Showing posts with label Sauces. Show all posts
Showing posts with label Sauces. Show all posts

Thursday, January 13, 2011

Zucchini Parmesan Hummus

Necessity is indeed the mother of invention, especially when it comes to a fridge full of zucchini. This recipe hits a homerun with my kids, and it disappears quickly at every family function too!
Makes about 2 cups

1 cup chick peas, drained & rinsed
1 cup roasted or grilled zucchini
Freshly squeezed juice of 1 lemon
1/4 cup grated parmesan cheese
Salt & freshly ground pepper, to taste
3 tablespoons extra virgin olive oil

Add the chick peas, zucchini, lemon juice, cheese, salt and pepper to your Cuisinart food processor. Process until mixture forms a chunky paste, about 45 seconds. Slowly drizzle in oil and continue processing until hummus becomes smooth and creamy, one to two more minutes. Serve with cut up vegetables, crackers, pita or slices of baguette.

Saturday, January 8, 2011

Blackberry Cabernet Sauce

This is a really good sauce that makes the ordinary appear special.  It's quite easy, & oh so flavorful!This sauce is good with Chicken, pork, shrimp & even duck.

2 cups blackberries
3 tablespoons extra-virgin olive oil
1 small onion, chopped
3 tablespoons granulated sugar
1 cup Cabernet Sauvignon wine (I like Estancia)

In a food processor or blender, puree and then strain enough blackberries
to measure 1 cup pulp.

In a large frying pan, saute onion in olive oil or until onions are transparent usually about 5min. Add the blackberry pulp, sugar, and wine. Simmer sauce until reduced to approximately 1/2 the original quantity. Remove from heat and let cool.

Refrigerate until ready to use.

Monday, May 10, 2010

KABAYAKI SAUCE (Also called BBQ sauce for Unagi/Freshwater EEL)


I LOVE Sushi, especially BBQ Unagi.  The BBQ sauce is really called Kabayaki sauce, and  is traditionally served over eel.  It is also very good with rice, or other types of fish such as Salmon, Talapia, shrimp, crab etc. 

Kabayaki sauce: 
  1. 1/4 cup of soy sauce
  2. 1/4 cup of mirin
  3. 1/4 cup of sugar

Mix the all of the ingredients well in a small pan, then turn the heat on low and let it simmer for a few minutes, stirring every minute or so if the sugar shows any sign of settling at the bottom. Then take it off the heat and let it cool.  

I like to put leftover Kabayaki Sauce in a squirt bottle & store the refrigerator. It keeps well for quite awhile.

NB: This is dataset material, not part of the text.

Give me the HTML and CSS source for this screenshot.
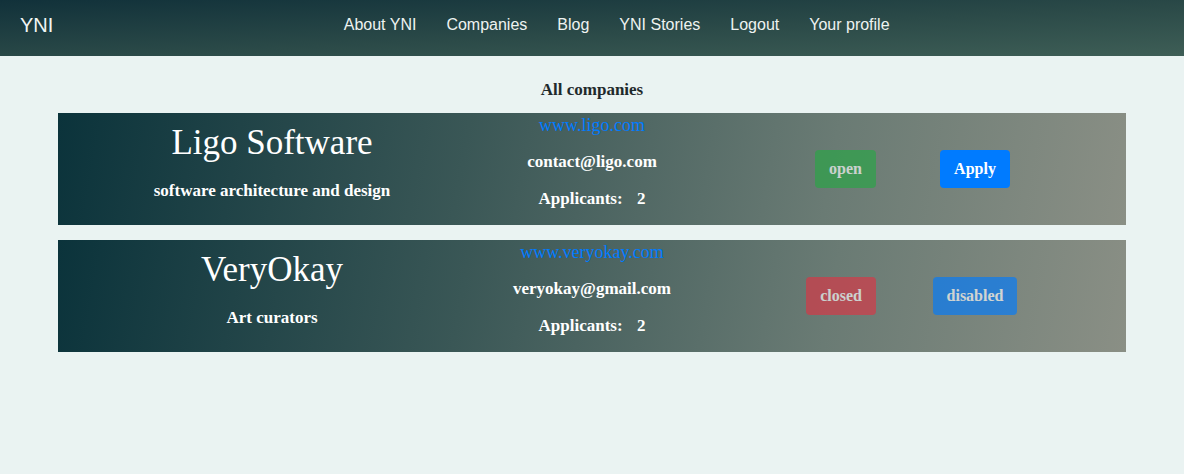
FILE: index.html
```html
<!DOCTYPE html>
<html lang="en">
<head>
<meta charset="utf-8">
<title>YNI - All companies</title>
<link rel="stylesheet" href="styles.css">
</head>
<body>
<nav class="navbar">
  <a class="brand" href="#">YNI</a>
  <ul class="nav-links">
    <li><a href="#">About YNI</a></li>
    <li><a href="#">Companies</a></li>
    <li><a href="#">Blog</a></li>
    <li><a href="#">YNI Stories</a></li>
    <li><a href="#">Logout</a></li>
    <li><a href="#">Your profile</a></li>
  </ul>
</nav>
<main class="page">
  <h2 class="page-title">All companies</h2>
  <div class="card">
    <div class="col-info">
      <h1 class="company-name">Ligo Software</h1>
      <p class="company-desc">software architecture and design</p>
    </div>
    <div class="col-contact">
      <a class="site" href="#">www.ligo.com</a>
      <p class="contact">contact@ligo.com</p>
      <p class="contact">Applicants: <span class="count">2</span></p>
    </div>
    <div class="col-status">
      <button class="btn btn-success is-disabled" disabled>open</button>
    </div>
    <div class="col-action">
      <button class="btn btn-primary">Apply</button>
    </div>
  </div>
  <div class="card">
    <div class="col-info">
      <h1 class="company-name">VeryOkay</h1>
      <p class="company-desc">Art curators</p>
    </div>
    <div class="col-contact">
      <a class="site" href="#">www.veryokay.com</a>
      <p class="contact">veryokay@gmail.com</p>
      <p class="contact">Applicants: <span class="count">2</span></p>
    </div>
    <div class="col-status">
      <button class="btn btn-danger is-disabled" disabled>closed</button>
    </div>
    <div class="col-action">
      <button class="btn btn-primary is-disabled" disabled>disabled</button>
    </div>
  </div>
</main>
</body>
</html>
```

FILE: styles.css
```css
* { box-sizing: border-box; }

html, body {
  margin: 0;
  padding: 0;
}

body {
  background: #eaf3f2;
  font-family: "Liberation Serif", "Times New Roman", serif;
  color: #212529;
  height: 474px;
}

.navbar {
  display: flex;
  align-items: flex-start;
  height: 56px;
  padding: 14px 20px 0;
  background: linear-gradient(to bottom right, #11313a 0%, #2b4a48 55%, #3e5e56 100%);
  font-family: "Liberation Sans", Arial, sans-serif;
}

.brand {
  color: #f2f6f5;
  text-decoration: none;
  font-size: 20px;
  line-height: 22px;
  margin-right: 16px;
}

.nav-links {
  flex: 1;
  display: flex;
  justify-content: center;
  list-style: none;
  margin: 0;
  padding: 0;
}

.nav-links a {
  display: block;
  padding: 0 15px;
  color: #eef3f1;
  text-decoration: none;
  font-size: 16px;
  line-height: 22px;
}

.page {
  padding: 25px 58px 0;
}

.page-title {
  margin: 0 0 14px;
  text-align: center;
  font-size: 17px;
  font-weight: bold;
  line-height: 18px;
  color: #1f2a2c;
}

.card {
  display: grid;
  grid-template-columns: 428px 212px 180px 1fr;
  height: 112px;
  margin-bottom: 15px;
  background: linear-gradient(100deg, #0b333b 0%, #3a5756 38%, #6a7b74 72%, #8a8f85 100%);
  color: #fff;
}

.col-info {
  display: flex;
  flex-direction: column;
  align-items: center;
  padding-top: 10px;
}

.company-name {
  margin: 0;
  font-size: 35px;
  font-weight: normal;
  line-height: 40px;
}

.company-desc {
  margin: 17px 0 0;
  font-size: 17px;
  font-weight: bold;
  line-height: 22px;
}

.col-contact {
  display: flex;
  flex-direction: column;
  align-items: center;
}

.site {
  color: #007bff;
  text-decoration: none;
  font-size: 18px;
  line-height: 24px;
}

.contact {
  margin: 13px 0 0;
  font-size: 17px;
  font-weight: bold;
  line-height: 24px;
}

.count {
  margin-left: 10px;
}

.col-status {
  display: flex;
  align-items: center;
  justify-content: flex-end;
  padding-right: 2px;
}

.col-action {
  display: flex;
  align-items: center;
  justify-content: center;
  padding-right: 54px;
}

.btn {
  font-family: "Liberation Serif", "Times New Roman", serif;
  font-size: 16px;
  font-weight: bold;
  line-height: 24px;
  padding: 6px 13px;
  border: 1px solid transparent;
  border-radius: 4px;
  color: #fff;
  cursor: pointer;
}

.btn-success { background: #28a745; }
.btn-danger { background: #dc3545; }
.btn-primary { background: #007bff; }

.is-disabled {
  opacity: 0.65;
  cursor: default;
}
```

Did you know that you can also find Unagi, prepackaged and frozen for a fraction of the cost that you would pay in a Sushi Restaurant?  Its very easy to prepare, just follow the directions, typically its cooked in the oven on 400 Degrees for about 5-7minutes.  I personally like to still go out for Sushi. Its one of my few guilty pleasures that I look forward to whenever the opportunity pops up.  This is great to keep on hand tho for cravings and the sauce is really delicious on many different seafood dishes, and even Pork, Chicken, or Veggies & Rice.


Wednesday, April 7, 2010

MUSTARD BBQ SAUCE

My boys love slow cooked pork loin, and they love it even more when I make this Mustard BBQ Sauce to top it off.  This is a North Carolina Style BBQ Sauce.  Years ago there was a Burbank's BBQ restaurant, and they offered this Mustard based type sauce.  It was unlike anything in this area that I'd ever tasted. I loved it, and tweaked my own recipe until I was able to duplicate it to the best of my memory. It's  Really good on everything. We like to keep it handy in a squirt bottle, and its even good mixed in with smashed potatoes. Mmmm Try it & let me know what you think!
  1. 1/2 cup of prepared yellow mustard 
  2. 1/4 cup of cider vinegar 
  3. 3 tablespoons of brown sugar (dark) 
  4. 1/2 teaspoon of paprika 
  5. 1/2 teaspoon of Worstershire sauce 
  6. 1/2 teaspoon white pepper 
  7. 1/2 teaspoon of cayenne pepper (powdered) 
  8. 1/4 teaspoon of black pepper 
Mix and pour into a squeeze bottle. Goes great with Pork, Chicken, & Brisket. This mustard-based barbeque sauce has a smooth consistency...the tartness of the vinegar is balanced by the brown sugar sweetness. This quickly became a family favorite!
You can add more cayenne pepper. One full teaspoon of the red powder gives this sauce an enjoyable level of flame!

This barbecue sauce is good to baste with, but like other sauces with sugar, to prevent burning, it should only be used on the meat as it's finishing up on the smoker.

Did I mention... my boys LOVE this sauce! Try it, my guess is you will too!